Charles Krohn, a former aide to David Nash, the retired US Navy admiral who was running the US reconstruction effort in Iraq, says: "When I was there, there was a general concern about the nature of the contracts to Halliburton and so on . . The thought was that these were not tightly-constructed contractual devices and that the oversight wasn't really what it could be."

Under its own rules the CPA was required to hire an independent auditing firm to assist in the accounting of the Iraqi fund. But the firm appointed, at a cost of $1.4m, was not a certified public accountant but rather a consulting firm. It never carried out the job.

Those charged with the difficult and dangerous task of overseeing Iraq's reconstruction make no apologies for the way they spent Iraqi oil revenues. They say any accounting discrepancies must be seen in the context of the scale and urgency of the task they faced.

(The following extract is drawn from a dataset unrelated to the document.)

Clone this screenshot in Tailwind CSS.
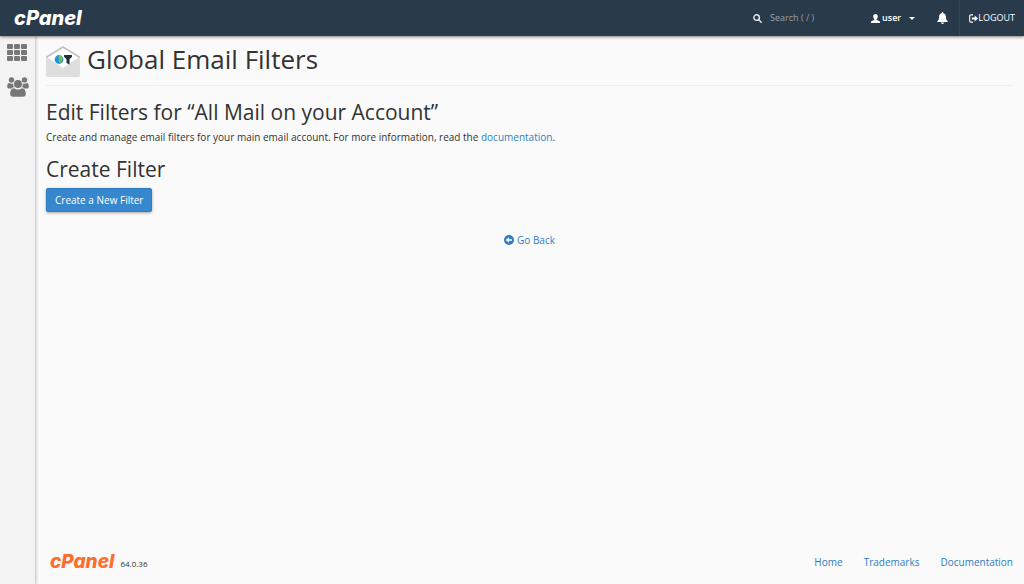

"The whole place was at a standstill - it was dying on its feet," says Sir Jeremy Greenstock, former UK special representative to Iraq. "Of course, from the point [of view] of democratic, and particularly American, accounting procedures, there were corners cut," he says. "They were cut in the interests of getting the Iraqi economy jump-started again."

With just 1,200 people working in dangerous conditions it was unrealistic to expect the CPA to uphold the standards of a fully-fledged civil service, Sir Jeremy says.

Others say the inspector-general and IAMB were inappropriately applying US contracting standards to the Iraqi system. "I, candidly, was not interested in having an army of auditors because I thought you had to slide into the Iraqi system as quickly as possible in order encourage them to take responsibility," says Mr Oliver.

In its written answers before its dissolution the CPA strongly denied breaching the UN resolutions governing how Iraqi funds could be spent. "Great care was taken to put in place management processes to ensure DFI funds were expended pursuant to the standards contained in [the resolutions] . . . The standards established by CPA will stand up to outside scrutiny," it predicted in June.